Looking back, my oldest had anxiety from day one. Yes, they say it can’t be diagnosed that early but she constantly cried, was clinging, skipped crawling all together and walked. Never tried to go into drawers or cabinets. Wasn’t really that curious. As she got older she was afraid of tall things for a while, fire scared the shit out of her, and when she was six she thought someone was trying to poison us. She started therapy at age six and was on zoloft by the time she was eleven and wherever she went, she kept a worry stone in her pocket.

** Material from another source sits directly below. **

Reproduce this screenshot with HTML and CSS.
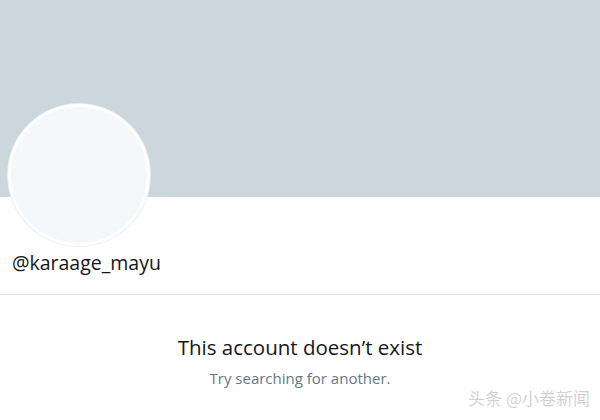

 She was three when I had her little sister, I guess we were hoping this one would help calm down the first. Maybe be a great playmate. We were wrong about that one. She was the most independent, stubborn, sneaky, and vindictive child you could imagine. Yes, we still adored her and gave her all the love in the world. She would smile at us deviously as we tried to put her in time out. When she was thirteen she tried to diagnose herself as a psychopath but I assured her she wasn’t. She’s a totally different person now as a senior in highschool but I still would warn people not to get on her bad side. She was eight when my husband and I got our divorced and it hit her hard. She too was put into counseling but we didn’t put her on medication until she was in her teens. It was at that point I realized, I wasn’t the mom I was hoping to be. My first daughter’s panic disorder was mostly genetics, her father had anxiety, but kid number two, I felt her depression was caused by the divorce. Something that we might have been able to avoid. 

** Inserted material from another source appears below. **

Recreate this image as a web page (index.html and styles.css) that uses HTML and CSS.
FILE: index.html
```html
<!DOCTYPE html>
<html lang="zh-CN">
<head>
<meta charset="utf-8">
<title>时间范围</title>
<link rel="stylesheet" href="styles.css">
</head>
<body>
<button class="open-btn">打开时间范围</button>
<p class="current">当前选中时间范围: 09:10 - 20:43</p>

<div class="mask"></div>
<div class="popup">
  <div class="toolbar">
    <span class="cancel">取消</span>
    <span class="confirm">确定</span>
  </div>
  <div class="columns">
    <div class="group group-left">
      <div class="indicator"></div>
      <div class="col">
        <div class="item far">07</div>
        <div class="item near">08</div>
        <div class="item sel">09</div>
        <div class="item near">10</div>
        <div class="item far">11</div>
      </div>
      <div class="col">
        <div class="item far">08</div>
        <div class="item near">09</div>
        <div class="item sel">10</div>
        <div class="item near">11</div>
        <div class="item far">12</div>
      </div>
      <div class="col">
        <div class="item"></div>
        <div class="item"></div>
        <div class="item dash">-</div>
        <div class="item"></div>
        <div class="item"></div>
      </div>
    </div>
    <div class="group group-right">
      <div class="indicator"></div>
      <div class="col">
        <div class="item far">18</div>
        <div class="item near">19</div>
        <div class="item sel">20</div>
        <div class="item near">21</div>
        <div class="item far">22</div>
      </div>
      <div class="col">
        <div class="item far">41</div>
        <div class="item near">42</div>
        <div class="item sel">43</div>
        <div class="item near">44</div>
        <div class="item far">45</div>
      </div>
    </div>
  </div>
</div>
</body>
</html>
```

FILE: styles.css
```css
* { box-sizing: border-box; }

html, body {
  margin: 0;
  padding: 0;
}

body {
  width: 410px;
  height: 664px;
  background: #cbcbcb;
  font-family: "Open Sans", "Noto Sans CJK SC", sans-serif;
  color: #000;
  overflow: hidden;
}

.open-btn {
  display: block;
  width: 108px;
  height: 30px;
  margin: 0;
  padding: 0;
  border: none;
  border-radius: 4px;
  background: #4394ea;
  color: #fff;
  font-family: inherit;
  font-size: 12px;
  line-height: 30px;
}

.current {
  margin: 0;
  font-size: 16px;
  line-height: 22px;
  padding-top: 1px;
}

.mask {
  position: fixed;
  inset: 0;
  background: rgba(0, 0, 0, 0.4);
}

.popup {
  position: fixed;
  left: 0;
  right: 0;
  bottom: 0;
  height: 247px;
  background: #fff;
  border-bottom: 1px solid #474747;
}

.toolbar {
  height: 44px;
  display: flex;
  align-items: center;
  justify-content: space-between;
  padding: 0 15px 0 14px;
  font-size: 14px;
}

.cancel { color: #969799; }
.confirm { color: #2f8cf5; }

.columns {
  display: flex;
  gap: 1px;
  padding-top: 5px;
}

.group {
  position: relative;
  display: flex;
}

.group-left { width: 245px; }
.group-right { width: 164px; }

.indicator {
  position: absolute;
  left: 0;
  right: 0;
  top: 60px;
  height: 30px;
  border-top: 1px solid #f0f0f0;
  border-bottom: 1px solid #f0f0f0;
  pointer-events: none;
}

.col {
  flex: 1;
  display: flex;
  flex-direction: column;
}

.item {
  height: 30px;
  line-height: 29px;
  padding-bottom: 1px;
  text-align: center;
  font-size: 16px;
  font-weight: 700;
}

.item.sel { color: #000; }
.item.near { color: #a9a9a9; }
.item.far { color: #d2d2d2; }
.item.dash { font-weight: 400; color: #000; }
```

This year, their mental health was tested as they had to witness and be part of my own mental breakdown. Having your mom try to kill herself, starve herself, and spend months in a residential treatment facility can really fuck you up. They both were put back into counseling. My oldest dropped her counselor only three weeks after meeting her. They just didn’t click. I felt guilty but I also felt relieved that they were getting the care they needed to deal with their own depression and anxiety. What I didn’t know was there was something else brewing. 

A few weeks ago, my quiet anxious twenty year old’s behavior had changed drastically. She didn’t sleep, she talked so fast and switched topics so often that she was hard to follow. She talked to anyone who even smiled at her. She was overly confident in herself. She thought she could do anything. She spent every penny she had as well as money she didn’t. It went on for weeks. We all knew something was wrong, we all knew what was going on, but none of us wanted to use the words. Eventually, it couldn’t be ignored anymore. She was bipolar and in a manic episode. We were desperate to get her help, worried about what would come next. If this is her high, we feared what her low would be. Then, we had to do something that I never imagined doing, we had to have her committed. She was only there for four days but while she was there she was put on meds, she was coming down, and we found her a great counselor. 

My ex and I had a messy divorce, we hated each other for years later but there are just things that bring you back together. Standing together on the side of the road with our oldest as they tow her mangled vehicle out of the woods.  Pulling glass out of her hair, shocked that she wasn’t injured. Three months later, to the day, In the ER, we stood across from each other, our youngest strapped to a board waiting for a CAT scan after she was in a serious accident. It was these times that communication and solidarity was necessary. Because of these times, when I hugged my ex, who had tears in his eyes, and his wife the night we dropped off our oldest, it felt natural. 

Who would have believed, the last four months of my own hell would help me educate my ex and my daughters. Who would have believed that there would be a day that my daughter would call me and say, “I need you Mom, you are the only one who understands.” I never did.

I wanted happy healthy babies and for the most part, I got what I wanted, but I also got so much more. They are kind, loving, curious, and beautiful inside and out. Yes, and medicated, and most likely, you are too.